EXTRACTED RECORDS

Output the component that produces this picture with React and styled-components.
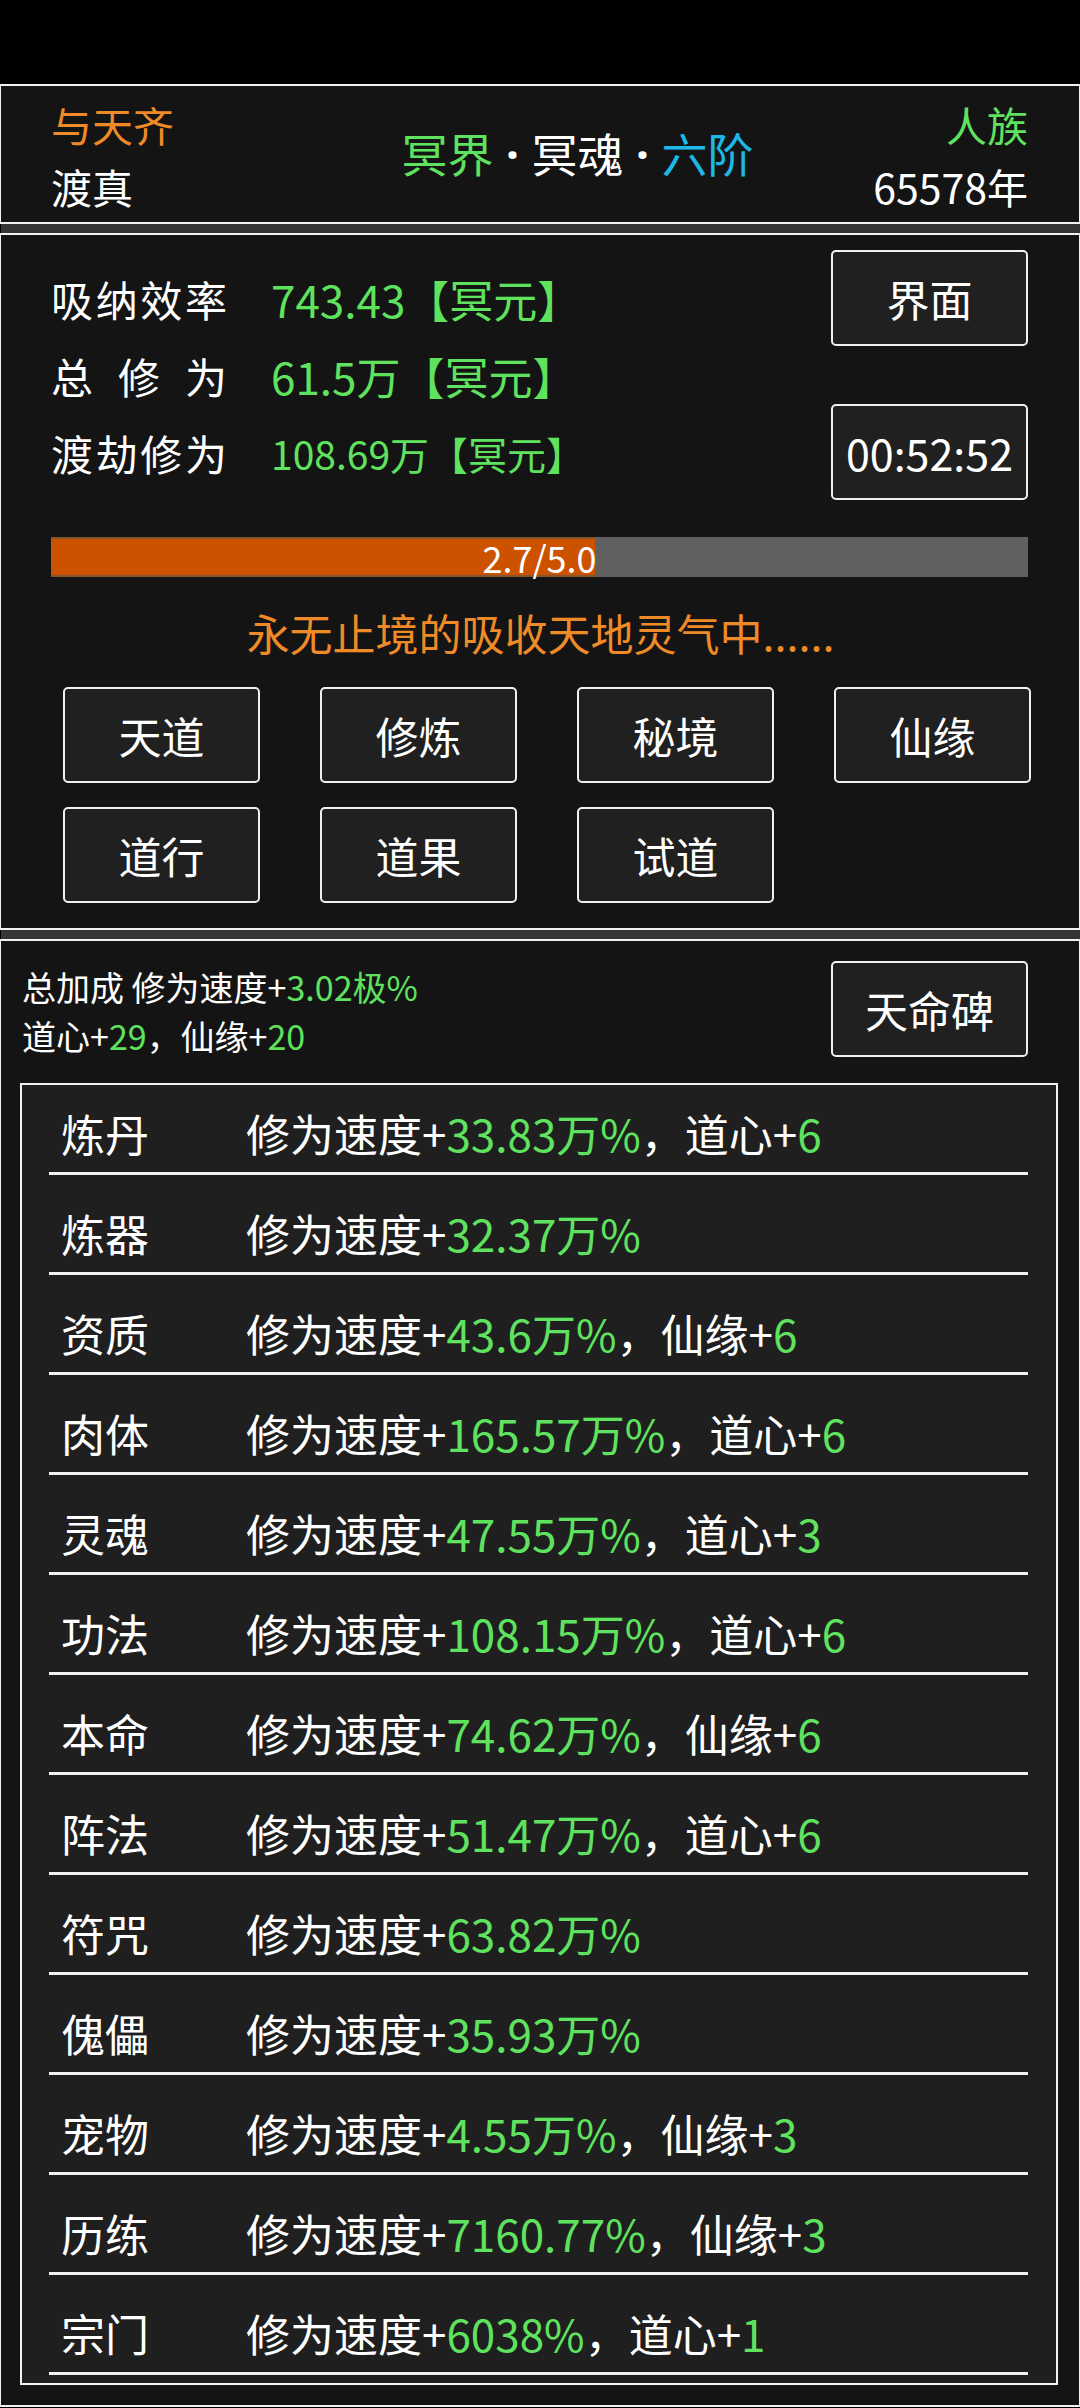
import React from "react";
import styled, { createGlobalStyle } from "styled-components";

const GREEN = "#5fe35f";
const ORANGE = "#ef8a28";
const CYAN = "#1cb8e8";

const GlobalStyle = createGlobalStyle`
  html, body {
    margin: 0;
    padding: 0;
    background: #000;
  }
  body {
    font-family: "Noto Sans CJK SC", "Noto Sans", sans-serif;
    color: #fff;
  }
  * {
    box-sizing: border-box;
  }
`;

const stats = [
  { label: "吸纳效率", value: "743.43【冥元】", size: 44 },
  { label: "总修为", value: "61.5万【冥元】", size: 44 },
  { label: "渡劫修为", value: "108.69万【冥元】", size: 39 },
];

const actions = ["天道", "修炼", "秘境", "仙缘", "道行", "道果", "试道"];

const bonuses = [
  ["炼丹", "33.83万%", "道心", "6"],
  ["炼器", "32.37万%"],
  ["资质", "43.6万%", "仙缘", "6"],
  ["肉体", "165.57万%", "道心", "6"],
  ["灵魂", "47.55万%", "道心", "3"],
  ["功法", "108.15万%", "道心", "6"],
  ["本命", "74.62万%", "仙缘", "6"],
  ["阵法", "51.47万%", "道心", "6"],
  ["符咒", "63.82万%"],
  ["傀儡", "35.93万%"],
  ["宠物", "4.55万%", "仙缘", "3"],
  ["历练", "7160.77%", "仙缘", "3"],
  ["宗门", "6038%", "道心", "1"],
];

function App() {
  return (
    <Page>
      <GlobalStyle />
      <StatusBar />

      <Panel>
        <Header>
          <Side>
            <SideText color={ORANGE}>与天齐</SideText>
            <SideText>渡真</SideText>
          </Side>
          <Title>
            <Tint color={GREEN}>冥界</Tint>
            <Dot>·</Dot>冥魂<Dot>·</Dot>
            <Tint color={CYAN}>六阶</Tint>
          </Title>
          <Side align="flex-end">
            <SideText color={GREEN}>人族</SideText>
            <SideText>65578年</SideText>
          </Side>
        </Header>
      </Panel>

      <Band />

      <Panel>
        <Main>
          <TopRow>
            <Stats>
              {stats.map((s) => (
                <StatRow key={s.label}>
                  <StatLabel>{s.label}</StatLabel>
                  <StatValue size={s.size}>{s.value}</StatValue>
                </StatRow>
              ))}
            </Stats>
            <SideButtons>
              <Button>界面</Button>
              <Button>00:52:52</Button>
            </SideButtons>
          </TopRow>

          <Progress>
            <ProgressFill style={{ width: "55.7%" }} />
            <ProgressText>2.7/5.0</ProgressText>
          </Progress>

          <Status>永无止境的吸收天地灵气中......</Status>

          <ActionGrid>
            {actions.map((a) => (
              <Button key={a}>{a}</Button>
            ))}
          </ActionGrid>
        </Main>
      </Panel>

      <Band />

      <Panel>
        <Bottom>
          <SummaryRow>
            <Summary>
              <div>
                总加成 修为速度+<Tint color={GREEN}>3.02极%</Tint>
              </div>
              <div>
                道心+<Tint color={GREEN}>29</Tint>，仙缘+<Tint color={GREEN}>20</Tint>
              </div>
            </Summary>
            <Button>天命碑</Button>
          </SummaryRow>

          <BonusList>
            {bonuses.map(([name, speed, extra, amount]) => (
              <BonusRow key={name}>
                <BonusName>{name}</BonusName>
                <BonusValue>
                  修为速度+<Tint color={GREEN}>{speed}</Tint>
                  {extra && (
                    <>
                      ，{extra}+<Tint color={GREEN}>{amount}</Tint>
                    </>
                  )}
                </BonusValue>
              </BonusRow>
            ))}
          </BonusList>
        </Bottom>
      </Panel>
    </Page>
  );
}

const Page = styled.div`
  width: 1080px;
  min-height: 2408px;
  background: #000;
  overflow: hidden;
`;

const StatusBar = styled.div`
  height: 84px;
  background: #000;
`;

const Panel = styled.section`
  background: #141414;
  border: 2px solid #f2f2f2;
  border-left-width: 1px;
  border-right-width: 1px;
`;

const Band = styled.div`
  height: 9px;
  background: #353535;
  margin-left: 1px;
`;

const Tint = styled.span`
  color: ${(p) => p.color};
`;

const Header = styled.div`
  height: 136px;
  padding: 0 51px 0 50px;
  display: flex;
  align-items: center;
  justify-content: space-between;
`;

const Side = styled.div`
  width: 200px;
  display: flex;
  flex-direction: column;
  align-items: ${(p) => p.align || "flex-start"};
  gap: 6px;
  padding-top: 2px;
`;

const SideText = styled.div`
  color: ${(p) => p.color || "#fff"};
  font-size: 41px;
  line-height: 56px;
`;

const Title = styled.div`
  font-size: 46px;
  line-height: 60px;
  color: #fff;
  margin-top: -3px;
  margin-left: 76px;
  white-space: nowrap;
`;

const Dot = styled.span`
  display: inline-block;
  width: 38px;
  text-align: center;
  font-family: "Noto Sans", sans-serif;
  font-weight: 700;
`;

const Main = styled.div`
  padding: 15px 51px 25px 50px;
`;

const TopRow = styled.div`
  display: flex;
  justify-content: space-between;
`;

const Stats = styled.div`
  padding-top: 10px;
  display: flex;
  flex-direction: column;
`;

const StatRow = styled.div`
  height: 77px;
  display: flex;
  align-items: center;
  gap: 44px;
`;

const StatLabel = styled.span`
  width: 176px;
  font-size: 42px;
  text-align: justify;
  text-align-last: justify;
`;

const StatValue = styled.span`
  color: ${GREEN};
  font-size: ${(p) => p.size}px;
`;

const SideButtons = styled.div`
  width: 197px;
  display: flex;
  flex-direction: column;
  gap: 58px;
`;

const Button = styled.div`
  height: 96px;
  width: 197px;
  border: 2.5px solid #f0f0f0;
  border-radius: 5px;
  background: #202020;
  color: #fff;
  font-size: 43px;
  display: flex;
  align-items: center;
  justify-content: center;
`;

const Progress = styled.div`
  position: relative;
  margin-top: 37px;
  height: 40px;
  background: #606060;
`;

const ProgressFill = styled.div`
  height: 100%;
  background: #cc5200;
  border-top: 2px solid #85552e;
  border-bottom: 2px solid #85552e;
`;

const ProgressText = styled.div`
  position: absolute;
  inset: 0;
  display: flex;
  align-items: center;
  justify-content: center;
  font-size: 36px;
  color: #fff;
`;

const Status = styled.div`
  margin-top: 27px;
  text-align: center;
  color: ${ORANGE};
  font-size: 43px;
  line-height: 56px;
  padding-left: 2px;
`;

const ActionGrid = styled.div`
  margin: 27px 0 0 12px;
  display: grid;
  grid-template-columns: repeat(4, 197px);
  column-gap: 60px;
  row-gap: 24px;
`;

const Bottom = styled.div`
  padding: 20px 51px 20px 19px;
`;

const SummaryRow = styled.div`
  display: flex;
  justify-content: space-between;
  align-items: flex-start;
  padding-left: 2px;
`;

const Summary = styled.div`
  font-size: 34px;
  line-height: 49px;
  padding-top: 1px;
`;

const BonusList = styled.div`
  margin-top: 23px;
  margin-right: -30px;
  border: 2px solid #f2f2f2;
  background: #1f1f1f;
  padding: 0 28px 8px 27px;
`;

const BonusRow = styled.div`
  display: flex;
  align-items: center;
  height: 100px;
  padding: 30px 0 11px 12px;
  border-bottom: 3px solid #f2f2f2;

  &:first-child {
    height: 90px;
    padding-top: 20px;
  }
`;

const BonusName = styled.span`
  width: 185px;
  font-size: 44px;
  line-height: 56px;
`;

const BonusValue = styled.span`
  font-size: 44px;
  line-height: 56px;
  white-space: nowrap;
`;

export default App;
* * *
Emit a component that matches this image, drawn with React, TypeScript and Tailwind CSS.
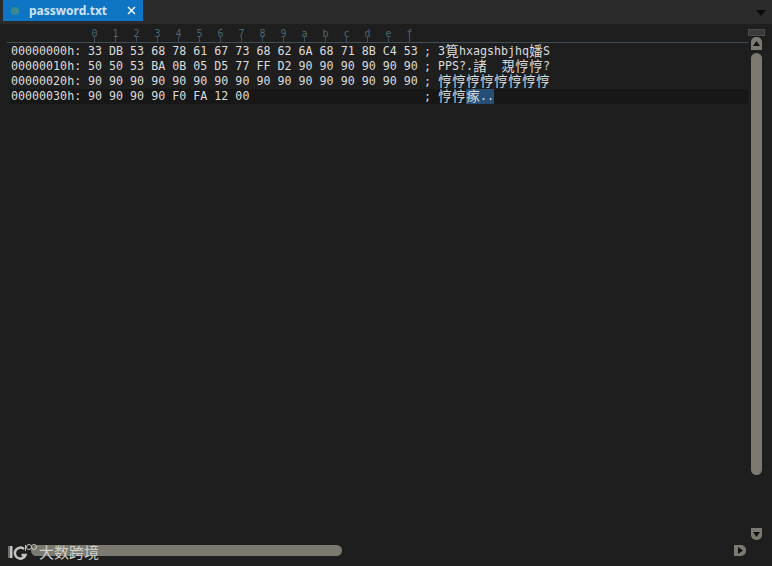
* * *
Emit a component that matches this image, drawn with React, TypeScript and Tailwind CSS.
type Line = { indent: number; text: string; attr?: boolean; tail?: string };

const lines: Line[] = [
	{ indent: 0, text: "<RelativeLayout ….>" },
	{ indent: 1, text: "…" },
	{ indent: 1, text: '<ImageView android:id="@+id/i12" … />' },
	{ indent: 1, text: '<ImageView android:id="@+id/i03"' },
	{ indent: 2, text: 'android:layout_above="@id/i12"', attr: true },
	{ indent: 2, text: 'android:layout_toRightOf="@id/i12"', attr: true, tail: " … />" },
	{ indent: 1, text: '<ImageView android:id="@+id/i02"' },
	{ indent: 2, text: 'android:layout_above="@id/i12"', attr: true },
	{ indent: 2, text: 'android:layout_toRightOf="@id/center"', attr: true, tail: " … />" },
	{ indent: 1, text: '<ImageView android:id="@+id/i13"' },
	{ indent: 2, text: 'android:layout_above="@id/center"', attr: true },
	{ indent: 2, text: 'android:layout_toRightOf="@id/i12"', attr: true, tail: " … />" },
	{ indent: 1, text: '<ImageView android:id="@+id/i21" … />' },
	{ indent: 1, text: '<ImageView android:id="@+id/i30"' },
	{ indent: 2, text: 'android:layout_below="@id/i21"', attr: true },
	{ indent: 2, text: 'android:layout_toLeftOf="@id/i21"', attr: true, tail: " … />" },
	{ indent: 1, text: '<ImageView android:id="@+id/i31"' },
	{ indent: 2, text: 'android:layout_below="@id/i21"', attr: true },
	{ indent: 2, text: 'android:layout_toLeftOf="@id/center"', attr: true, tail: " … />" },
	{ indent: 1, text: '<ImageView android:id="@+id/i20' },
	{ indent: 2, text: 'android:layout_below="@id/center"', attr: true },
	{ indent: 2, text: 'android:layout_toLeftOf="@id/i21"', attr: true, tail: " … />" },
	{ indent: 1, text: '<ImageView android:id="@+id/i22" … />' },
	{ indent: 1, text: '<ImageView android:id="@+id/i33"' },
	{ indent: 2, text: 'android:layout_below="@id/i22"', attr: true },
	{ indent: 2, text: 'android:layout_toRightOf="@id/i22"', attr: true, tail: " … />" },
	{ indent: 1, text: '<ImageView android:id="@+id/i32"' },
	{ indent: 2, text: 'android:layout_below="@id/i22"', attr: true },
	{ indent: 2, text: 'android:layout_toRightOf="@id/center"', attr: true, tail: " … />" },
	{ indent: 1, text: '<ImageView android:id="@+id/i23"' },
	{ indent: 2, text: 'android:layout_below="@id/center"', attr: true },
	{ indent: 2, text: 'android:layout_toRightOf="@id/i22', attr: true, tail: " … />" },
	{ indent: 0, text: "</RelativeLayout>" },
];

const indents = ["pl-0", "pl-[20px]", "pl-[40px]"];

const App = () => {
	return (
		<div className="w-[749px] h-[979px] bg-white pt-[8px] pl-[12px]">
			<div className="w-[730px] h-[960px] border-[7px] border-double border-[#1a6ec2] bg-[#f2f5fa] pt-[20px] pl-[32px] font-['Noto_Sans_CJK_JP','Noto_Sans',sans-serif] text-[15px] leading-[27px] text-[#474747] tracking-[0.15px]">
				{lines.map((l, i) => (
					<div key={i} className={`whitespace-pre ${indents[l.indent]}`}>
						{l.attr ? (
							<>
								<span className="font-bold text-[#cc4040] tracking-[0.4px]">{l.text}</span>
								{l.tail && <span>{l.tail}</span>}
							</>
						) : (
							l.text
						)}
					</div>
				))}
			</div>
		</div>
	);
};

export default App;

WHAT YOU HAVE TO DO
Show every line from the entries above in which "components" appears.

TASK OUTPUT
Output the component that produces this picture with React and styled-components.
import styled, { createGlobalStyle } from "styled-components";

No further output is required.